> SUPPLIED INFORMATION:

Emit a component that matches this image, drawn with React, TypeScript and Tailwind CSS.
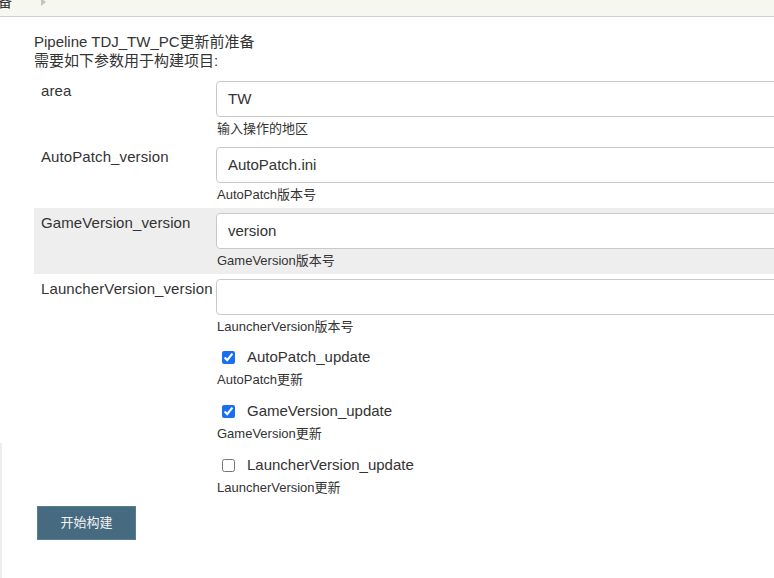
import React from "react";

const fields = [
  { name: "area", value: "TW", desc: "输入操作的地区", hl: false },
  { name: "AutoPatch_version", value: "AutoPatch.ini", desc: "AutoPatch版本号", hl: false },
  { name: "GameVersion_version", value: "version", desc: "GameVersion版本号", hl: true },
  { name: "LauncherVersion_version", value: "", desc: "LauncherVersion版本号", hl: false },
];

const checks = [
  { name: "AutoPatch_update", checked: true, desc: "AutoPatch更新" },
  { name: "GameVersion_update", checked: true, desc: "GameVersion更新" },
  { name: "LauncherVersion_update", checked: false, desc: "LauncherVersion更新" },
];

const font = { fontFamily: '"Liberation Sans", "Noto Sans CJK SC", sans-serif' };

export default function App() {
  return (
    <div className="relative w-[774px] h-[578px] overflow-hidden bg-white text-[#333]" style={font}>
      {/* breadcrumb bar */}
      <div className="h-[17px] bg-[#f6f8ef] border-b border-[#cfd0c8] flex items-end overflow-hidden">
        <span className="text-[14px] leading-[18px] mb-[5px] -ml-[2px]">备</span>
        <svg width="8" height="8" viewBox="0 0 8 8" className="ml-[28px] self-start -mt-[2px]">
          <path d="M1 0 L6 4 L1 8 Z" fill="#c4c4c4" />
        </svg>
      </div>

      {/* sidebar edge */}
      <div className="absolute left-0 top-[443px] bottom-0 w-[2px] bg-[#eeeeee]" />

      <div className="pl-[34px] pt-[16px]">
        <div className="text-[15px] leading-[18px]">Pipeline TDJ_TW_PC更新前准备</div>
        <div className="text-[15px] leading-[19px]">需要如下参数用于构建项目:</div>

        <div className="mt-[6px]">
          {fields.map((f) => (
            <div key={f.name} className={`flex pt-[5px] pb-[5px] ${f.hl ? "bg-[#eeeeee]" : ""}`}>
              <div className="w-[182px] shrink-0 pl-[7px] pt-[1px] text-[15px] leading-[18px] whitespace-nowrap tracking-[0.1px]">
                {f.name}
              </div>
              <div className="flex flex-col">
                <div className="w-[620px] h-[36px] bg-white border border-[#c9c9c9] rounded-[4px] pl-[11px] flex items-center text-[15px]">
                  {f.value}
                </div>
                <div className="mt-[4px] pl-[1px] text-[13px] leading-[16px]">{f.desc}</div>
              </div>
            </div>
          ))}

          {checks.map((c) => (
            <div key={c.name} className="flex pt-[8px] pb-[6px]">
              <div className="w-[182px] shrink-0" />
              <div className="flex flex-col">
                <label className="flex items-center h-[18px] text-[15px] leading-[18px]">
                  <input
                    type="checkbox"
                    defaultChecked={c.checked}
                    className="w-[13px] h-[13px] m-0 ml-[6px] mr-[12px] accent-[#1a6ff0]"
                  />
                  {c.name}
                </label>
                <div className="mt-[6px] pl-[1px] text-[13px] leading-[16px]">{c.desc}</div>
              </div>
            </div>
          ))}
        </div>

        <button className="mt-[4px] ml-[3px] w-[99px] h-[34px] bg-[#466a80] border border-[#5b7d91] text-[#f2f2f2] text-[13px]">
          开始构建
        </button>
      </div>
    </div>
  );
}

> WHAT NEEDS TO BE DONE:
Leave out the pictures and transcribe everything else exactly.

> CORRECT ANSWER:
Emit a component that matches this image, drawn with React, TypeScript and Tailwind CSS.
import React from "react";

const fields = [
  { name: "area", value: "TW", desc: "输入操作的地区", hl: false },
  { name: "AutoPatch_version", value: "AutoPatch.ini", desc: "AutoPatch版本号", hl: false },
  { name: "GameVersion_version", value: "version", desc: "GameVersion版本号", hl: true },
  { name: "LauncherVersion_version", value: "", desc: "LauncherVersion版本号", hl: false },
];

const checks = [
  { name: "AutoPatch_update", checked: true, desc: "AutoPatch更新" },
  { name: "GameVersion_update", checked: true, desc: "GameVersion更新" },
  { name: "LauncherVersion_update", checked: false, desc: "LauncherVersion更新" },
];

const font = { fontFamily: '"Liberation Sans", "Noto Sans CJK SC", sans-serif' };

export default function App() {
  return (
    <div className="relative w-[774px] h-[578px] overflow-hidden bg-white text-[#333]" style={font}>
      {/* breadcrumb bar */}
      <div className="h-[17px] bg-[#f6f8ef] border-b border-[#cfd0c8] flex items-end overflow-hidden">
        <span className="text-[14px] leading-[18px] mb-[5px] -ml-[2px]">备</span>
        <svg width="8" height="8" viewBox="0 0 8 8" className="ml-[28px] self-start -mt-[2px]">
          <path d="M1 0 L6 4 L1 8 Z" fill="#c4c4c4" />
        </svg>
      </div>

      {/* sidebar edge */}
      <div className="absolute left-0 top-[443px] bottom-0 w-[2px] bg-[#eeeeee]" />

      <div className="pl-[34px] pt-[16px]">
        <div className="text-[15px] leading-[18px]">Pipeline TDJ_TW_PC更新前准备</div>
        <div className="text-[15px] leading-[19px]">需要如下参数用于构建项目:</div>

        <div className="mt-[6px]">
          {fields.map((f) => (
            <div key={f.name} className={`flex pt-[5px] pb-[5px] ${f.hl ? "bg-[#eeeeee]" : ""}`}>
              <div className="w-[182px] shrink-0 pl-[7px] pt-[1px] text-[15px] leading-[18px] whitespace-nowrap tracking-[0.1px]">
                {f.name}
              </div>
              <div className="flex flex-col">
                <div className="w-[620px] h-[36px] bg-white border border-[#c9c9c9] rounded-[4px] pl-[11px] flex items-center text-[15px]">
                  {f.value}
                </div>
                <div className="mt-[4px] pl-[1px] text-[13px] leading-[16px]">{f.desc}</div>
              </div>
            </div>
          ))}

          {checks.map((c) => (
            <div key={c.name} className="flex pt-[8px] pb-[6px]">
              <div className="w-[182px] shrink-0" />
              <div className="flex flex-col">
                <label className="flex items-center h-[18px] text-[15px] leading-[18px]">
                  <input
                    type="checkbox"
                    defaultChecked={c.checked}
                    className="w-[13px] h-[13px] m-0 ml-[6px] mr-[12px] accent-[#1a6ff0]"
                  />
                  {c.name}
                </label>
                <div className="mt-[6px] pl-[1px] text-[13px] leading-[16px]">{c.desc}</div>
              </div>
            </div>
          ))}
        </div>

        <button className="mt-[4px] ml-[3px] w-[99px] h-[34px] bg-[#466a80] border border-[#5b7d91] text-[#f2f2f2] text-[13px]">
          开始构建
        </button>
      </div>
    </div>
  );
}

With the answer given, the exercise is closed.